How to avoid stealing, individually and collectively
By first recognizing how pervasive “stealing” has become in modern society, and by identifying the ways in which it manifests we become aware of its root cause in our human nature. As discussed in previous editorials (See many of these on our website and in Kriya Yoga Insights Along the Path) our human nature is imperfect because of three great malas or stains: anava (ignorance of one’s true identity, that is, egoism), karma (the consequences of our thoughts, words and actions; collectively, our habits) and maya delusion. Consequently, if we want to bring about the yama or death of stealing, steya, we must remove these malas or stains, which are also the root causes of our suffering.

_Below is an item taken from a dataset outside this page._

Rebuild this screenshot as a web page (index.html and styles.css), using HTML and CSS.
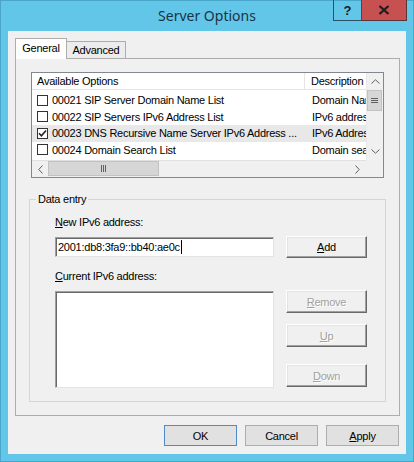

While mankind has attempted to control stealing since the time when persons came together in tribal societies, with laws, judges, police, punishment and prison, the results of these have been very limited. We must embrace Mahatma Gandhi’s admonition: “simple living and high thinking” if we want to avoid producing excess green house gases, and the consequent catastrophes of climate change, and wars over diminishing resources. Technology will not save us from the imperfections in our human nature. In the words of Sri Aurobinodo, what is needed is “a revolution against our human nature.” Such a revolution must be waged by every individual, not merely as an effort to conform to the morals and laws of society, but as an imperative means to realize the True, the Good and the Beautiful, if not to save the planet. The successful cultivation of asteya can occur with practice of the following:
by cultivating charity, the opposite of stealing, giving without any expectation of a reward. In so doing we come to know what love is and become its channel.
As with all negative tendencies in our human nature, we can cultivate the opposite. In this case, to give, rather than to take what belongs to others by right or justice.
In concluding this series of five articles on the yamas, it is my earnest prayer that not only these five yogic social restraints, namely ahimsa, non harming, satya, truthfulness, brahmacharya, chastity, aparigrah, greedlessness, and asteya, non-stealing be adopted by everyone, as privileged means to a happy life, but that everyone make as their goal the cultivation of allied virtues such as patience, self-discipline, purity, humility, sincerity and honor.The foundation of all lasting culture, throughout world history is virtue.